Newspoll marginals survey

The Australian has published a Newspoll survey from a remarkable sample of “almost 3500 voters”, conducted in “the 18 most marginal Coalition seats in Queensland, NSW, Victoria and South Australia”. Key findings:

• Labor is looking at a collective swing of 9.6 per cent in the Queensland seats of Bonner (0.5 per cent), Moreton (2.8 per cent), Blair (5.7 per cent) and Herbert (6.2 per cent). Other Queensland seats that would fall with a uniform swing of that size include Longman (6.7 per cent), Petrie (7.4 per cent), Flynn (7.7 per cent), Hinkler (8.3 per cent), Bowman (8.9 per cent) and Dickson (8.9 per cent), though a couple of these seats are thought to be in less trouble than Leichhardt (10.3 per cent) and Ryan (10.4 per cent).

• The swing to Labor in the New South Wales marginals Parramatta (0.9 per cent), Wentworth (2.5 per cent), Lindsay (2.9 per cent), Eden-Monaro (3.3 per cent), Bennelong (4.2 per cent) and Dobell (4.8 per cent) is an unexpectedly modest 4.7 per cent. Interestingly, John Howard leads Kevin Rudd as preferred leader in these seats. Dennis Shanahan also reports that despite the Galaxy poll (which will apparently not be published until Sunday, by the Sunday Telegraph), “party sources on both sides” consider the Prime Minister to be “safe” in Bennelong.

• In Victoria, there is a collective swing of 7.3 per cent in Deakin (5.0 per cent), McMillan (5.0 per cent), Corangamite (5.3 per cent) and La Trobe (5.8 per cent). A uniform swing of that size in Victoria would also deliver Labor McEwen (6.4 per cent).

• Labor’s collective swing in the Adelaide marginals Kingston (0.1 per cent), Wakefield (0.7 per cent), Makin (0.9 per cent) and Boothby (5.4 per cent) is 5.8 per cent.

Dennis Shanahan’s take on this is that “the survey suggests the extent of the Coalition’s losses will be between eight seats … and 22 seats”. Using a normal interpretation based on uniform statewide swings, I count 24 – and that still leaves Bass, Braddon and Solomon outside the equation. Western Australia remains a wild card.

Author: William Bowe

William Bowe is a Perth-based election analyst and occasional teacher of political science. His blog, The Poll Bludger, has existed in one form or another since 2004, and is one of the most heavily trafficked websites on Australian politics.

6 comments on “Newspoll marginals survey”
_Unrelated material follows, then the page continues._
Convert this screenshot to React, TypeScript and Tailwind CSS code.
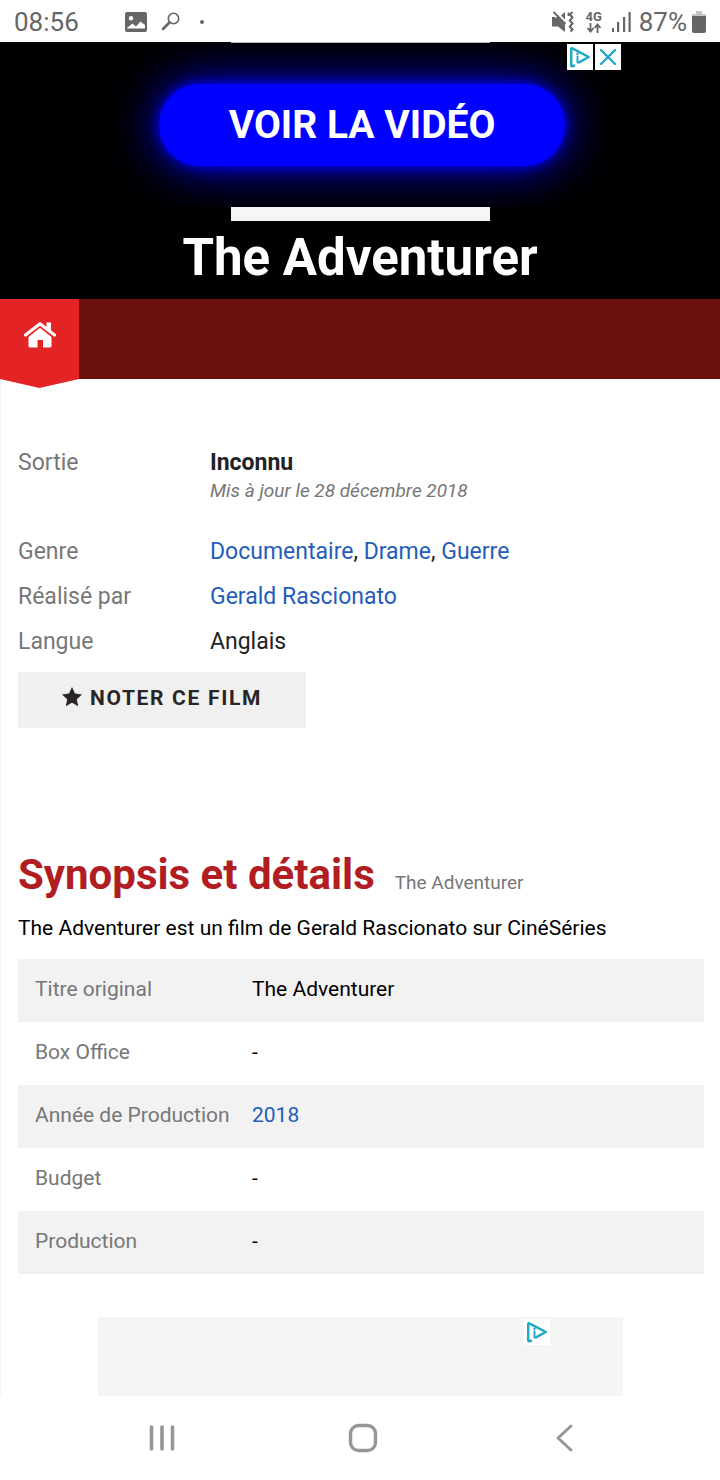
import React from "react";

const links = "text-[#245db8]";

const facts = [
  { label: "Titre original", value: "The Adventurer" },
  { label: "Box Office", value: "-" },
  { label: "Année de Production", value: "2018", href: "#2018" },
  { label: "Budget", value: "-" },
  { label: "Production", value: "-" },
];

const AdChoicesIcon: React.FC = () => (
  <svg viewBox="0 0 26 26" className="size-[26px] bg-white" fill="none" stroke="#1fa9c4" strokeLinejoin="round" strokeLinecap="round">
    <path d="M7 21.800 5 22.300Q4.200 22.300 4.200 21V5Q4.200 4 5.400 4.400L21.800 13 12 18.300" strokeWidth="2.500" />
    <path d="M10.500 12.500V18.500" strokeWidth="2" />
    <circle cx="10.500" cy="9.700" r="1.200" fill="#1fa9c4" stroke="none" />
  </svg>
);

const StatusBar: React.FC = () => (
  <div className="flex h-[42px] items-center justify-between bg-white pt-0.5 pr-[13px] pl-3.5 text-[26px] leading-8 text-[#666]">
    <div className="flex items-center">
      <span className="w-[111px]">08:56</span>
      <svg viewBox="0 0 22 20" className="mr-3.5 h-5 w-[22px]" fill="#666">
        <path fillRule="evenodd" d="M2 0H20Q22 0 22 2V18Q22 20 20 20H2Q0 20 0 18V2Q0 0 2 0ZM2 16.500H20V13L15.500 9.500 11 14.500 7.500 11.500 2 16ZM6 4A2.200 2.200 0 1 0 6 8.400 2.200 2.200 0 1 0 6 4Z" />
      </svg>
      <svg viewBox="0 0 20 20" className="mr-[19px] size-5" fill="none" stroke="#666">
        <circle cx="12.500" cy="6.500" r="5.200" strokeWidth="1.600" />
        <path d="M8.500 10.500 2 17" strokeWidth="2.600" strokeLinecap="round" />
      </svg>
      <span className="size-1 rounded-full bg-[#666]" />
    </div>
    <div className="flex items-center">
      <svg viewBox="0 0 22 24" className="mr-3 h-6 w-[22px]" fill="none" stroke="#666">
        <path d="M0 7H3L13 17V22L6 16.500H0ZM9 5.500 13 2V9.500Z" fill="#666" stroke="none" />
        <path d="M1.500 2 13.500 14" strokeWidth="1.800" />
        <path d="M5 6 13 14V17L4 9Z" fill="#666" stroke="none" />
        <path d="M16.500 2.500V6" strokeWidth="1.800" />
        <path d="M20.500 2 17.800 4.500 20.500 7.500 17.800 10.500 20.500 13.500 17.800 16.500 20.500 19.500 18.500 21.500" strokeWidth="2" />
      </svg>
      <div className="mr-2.5 flex w-4 flex-col items-center">
        <span className="text-[13px] leading-3 font-bold">4G</span>
        <svg viewBox="0 0 16 10" className="h-2.5 w-4" fill="none" stroke="#666" strokeWidth="1.800">
          <path d="M4.500 0V8M1.500 5 4.500 8.500 7.500 5M11.500 10V2M8.500 5 11.500 1.500 14.500 5" />
        </svg>
      </div>
      <svg viewBox="0 0 19 20" className="mr-2 h-5 w-[19px]" fill="#666">
        <path d="M0 16H2V20H0ZM5 10H7.200V20H5ZM11 5H13.200V20H11ZM16.500 0H18.700V20H16.500Z" />
      </svg>
      <span className="mr-1">87%</span>
      <svg viewBox="0 0 16 22" className="h-[22px] w-4">
        <path d="M5 0H11V3H15V6H1V3H5Z" fill="#c4c4c4" />
        <path d="M1 5H15V20Q15 22 13 22H3Q1 22 1 20Z" fill="#666" />
      </svg>
    </div>
  </div>
);

const AdBanner: React.FC = () => (
  <header className="relative flex h-[257px] flex-col items-center overflow-hidden bg-black text-white">
    <div className="h-px w-[259px] shrink-0 bg-[#bbb]" />
    <div className="flex h-[164px] w-full shrink-0 items-center justify-center overflow-hidden pl-1">
      <button
        type="button"
        className="h-[82px] w-[406px] rounded-full bg-[#0000fe] text-[39px] leading-10 font-bold shadow-[0_0_12px_#0000fe,0_0_50px_#0000fe]"
      >
        VOIR LA VIDÉO
      </button>
    </div>
    <div className="h-3.5 w-[259px] shrink-0 bg-[#f6f6f6]" />
    <h1 className="mt-1.5 text-[51px] leading-[62px] font-bold">The Adventurer</h1>
    <div className="absolute top-0.5 right-[99px] flex gap-0.5">
      <a href="#adchoices" aria-label="AdChoices">
        <AdChoicesIcon />
      </a>
      <button type="button" aria-label="Fermer" className="bg-white">
        <svg viewBox="0 0 26 26" className="size-[26px]" stroke="#1fa9c4" strokeWidth="2.400" strokeLinecap="round">
          <path d="M6 6 20 20M20 6 6 20" />
        </svg>
      </button>
    </div>
  </header>
);

const NavBar: React.FC = () => (
  <nav className="h-20 bg-[#6a110f]">
    <a href="#home" aria-label="Accueil" className="relative flex h-full w-[79px] justify-center bg-[#e42424] pt-[23px]">
      <svg viewBox="0 0 32 26" className="h-[26px] w-8" fill="#fff">
        <path d="M4.500 15 16 5.800 27.500 15V24Q27.500 25.500 26 25.500H19V18H13.500V25.500H6Q4.500 25.500 4.500 24Z" />
        <path d="M1.500 13.500 16 1.700 30.500 13.500" fill="none" stroke="#e42424" strokeWidth="5" />
        <path d="M22.500 0.500H27V10L22.500 6Z" />
        <path d="M1.500 13 16 1.700 30.500 13" fill="none" stroke="#fff" strokeWidth="3.200" strokeLinecap="round" strokeLinejoin="round" />
      </svg>
      <svg viewBox="0 0 79 9" className="absolute top-full left-0 h-[9px] w-full" fill="#e42424">
        <path d="M0 0H79L39.500 9Z" />
      </svg>
    </a>
  </nav>
);

const MovieInfo: React.FC = () => (
  <section className="px-[17px] pt-[68px]">
    <dl className="grid grid-cols-[192px_1fr] gap-y-[13px] text-[23px] leading-8 text-[#222]">
      <dt className="text-[#777]">Sortie</dt>
      <dd className="mb-5">
        <strong className="block">Inconnu</strong>
        <em className="block text-[19px] leading-6 text-[#777]">Mis à jour le 28 décembre 2018</em>
      </dd>
      <dt className="text-[#777]">Genre</dt>
      <dd>
        <a href="#documentaire" className={links}>Documentaire</a>,{" "}
        <a href="#drame" className={links}>Drame</a>,{" "}
        <a href="#guerre" className={links}>Guerre</a>
      </dd>
      <dt className="text-[#777]">Réalisé par</dt>
      <dd>
        <a href="#rascionato" className={links}>Gerald Rascionato</a>
      </dd>
      <dt className="text-[#777]">Langue</dt>
      <dd>Anglais</dd>
    </dl>
    <button
      type="button"
      className="mt-3.5 flex h-14 w-72 items-center justify-center gap-2 bg-[#f0f0f0] pb-0.5 text-[21px] font-bold tracking-[0.08em] text-[#2a2525]"
    >
      <svg viewBox="0 0 20 20" className="mb-1 size-5" fill="currentColor">
        <path d="M10 0 13 6.600 20 7.400 14.800 12.200 16.200 19.200 10 15.700 3.800 19.200 5.200 12.200 0 7.400 7 6.600Z" />
      </svg>
      NOTER CE FILM
    </button>
  </section>
);

const Synopsis: React.FC = () => (
  <section className="pt-[121px] pr-4 pl-[17px]">
    <h2 className="flex items-baseline gap-5 text-[42px] leading-[52px] font-bold text-[#b11d22]">
      Synopsis et détails
      <span className="text-[19px] font-normal text-[#777]">The Adventurer</span>
    </h2>
    <p className="mt-[3px] text-[21px] leading-8 text-black">The Adventurer est un film de Gerald Rascionato sur CinéSéries</p>
    <table className="mt-[15px] w-full text-left text-[21px] leading-8">
      <tbody>
        {facts.map((fact) => (
          <tr key={fact.label} className="h-[63px] odd:bg-[#f2f2f2]">
            <th scope="row" className="w-[234px] pb-1 pl-[17px] font-normal text-[#777]">
              {fact.label}
            </th>
            <td className="pb-1 text-black">
              {fact.href ? <a href={fact.href} className={links}>{fact.value}</a> : fact.value}
            </td>
          </tr>
        ))}
      </tbody>
    </table>
  </section>
);

const BottomAd: React.FC = () => (
  <aside className="mt-[43px] mr-[97px] ml-[97px] flex h-[79px] justify-end bg-[#f5f5f5] pt-0.5 pr-[73px]">
    <a href="#adchoices" aria-label="AdChoices">
      <AdChoicesIcon />
    </a>
  </aside>
);

const SystemNav: React.FC = () => (
  <div className="flex h-[84px] items-center justify-around bg-white pr-[54px] pl-[61px]">
    <button type="button" aria-label="Applications récentes">
      <svg viewBox="0 0 30 30" className="size-[30px]" stroke="#969696" strokeWidth="3.600" strokeLinecap="round">
        <path d="M4.500 4V26M15 4V26M25.500 4V26" />
      </svg>
    </button>
    <button type="button" aria-label="Écran d'accueil">
      <svg viewBox="0 0 30 30" className="size-[30px]" fill="none" stroke="#969696" strokeWidth="3.400">
        <rect x="2.500" y="2.500" width="25" height="25" rx="8" />
      </svg>
    </button>
    <button type="button" aria-label="Retour">
      <svg viewBox="0 0 30 30" className="size-[30px]" fill="none" stroke="#969696" strokeWidth="3" strokeLinecap="round" strokeLinejoin="round">
        <path d="M21 3 8 15 21 27" />
      </svg>
    </button>
  </div>
);

export default function App() {
  return (
    <div className="bg-white font-[Roboto,sans-serif]">
      <StatusBar />
      <AdBanner />
      <NavBar />
      <main className="border-l border-[#f3f3f3]">
        <MovieInfo />
        <Synopsis />
        <BottomAd />
      </main>
      <SystemNav />
    </div>
  );
}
  1. Starting from scratch again, eh? Them’s the breaks. Without knowing the technical details, I wonder if it crashed from so many people trying to access the site to check the legitimacy of Shanas claims?

    It’s now the most famous beat-up since his claim that a one point rise in Howard’s personal approval showed he was on the way back. I still love Mumble’s headline from that piece: Great news for Howard. Labor to win in Landslide. It is only fitting that William and Mumble put this one to bed as they have.

    To all the Nervous Nellies out there: nothing to worry about here, nor with Garrett. Apart from the Hockey link, wasn’t Steve Price the man who gave oxygen to the Latham Orgies video at the last election. True, Garrett should’ve known better than even to respond to Price, but it’s really only us tragics, insiders and psephs that give a toss about those things. They pass by the average punter mostly. Even when noticed, it is usually a WTF and then on with life.

    Garrett is a real positive for the ALP, make no mistake. Why do you think so many candidates are trying to draw him along. If the Libs continue to go after him, it’ll go exactly the same way as Burkegate, Get Gillard, Swan’s the Weakest Link, and other fizzers. Garrett at the national level and Cornes at the local level may cause insiders to squirm but they more than compensate with their ability to appeal to the uncommitted.

  2. My spies in Boothby tell me that Nicole Cornes is doing just fine, thank you. She connecting with people one-on-one – away from the media frenzy – and the more people meet her, the more they are talking up her candidacy to their friends and family.

    She’s not gone by a long way.

  3. The Australian very carefully did *not* tell us which seats were polled (Victoria aside). This to be published on Monday.

    On the assumption that both Bennelong and Wentworth were included in NSW, this would go some way to explaining the apparent tightening of primary votes.

  4. I notice that on Insiders today George M made no reference to this poll. Instead he referred to the Newspoll data published in the Tuesday Australian.

  5. I also note Mumble’s criticisms of Shanahan. In particular, ‘best case’ for Coalition = poll result minus error margin on Labor’s vote (8 seats). ‘Worst case’ for Coalition = poll result.

    Amusing to read Shanahan and Lebovic’s analyses side by side. Could they be more different?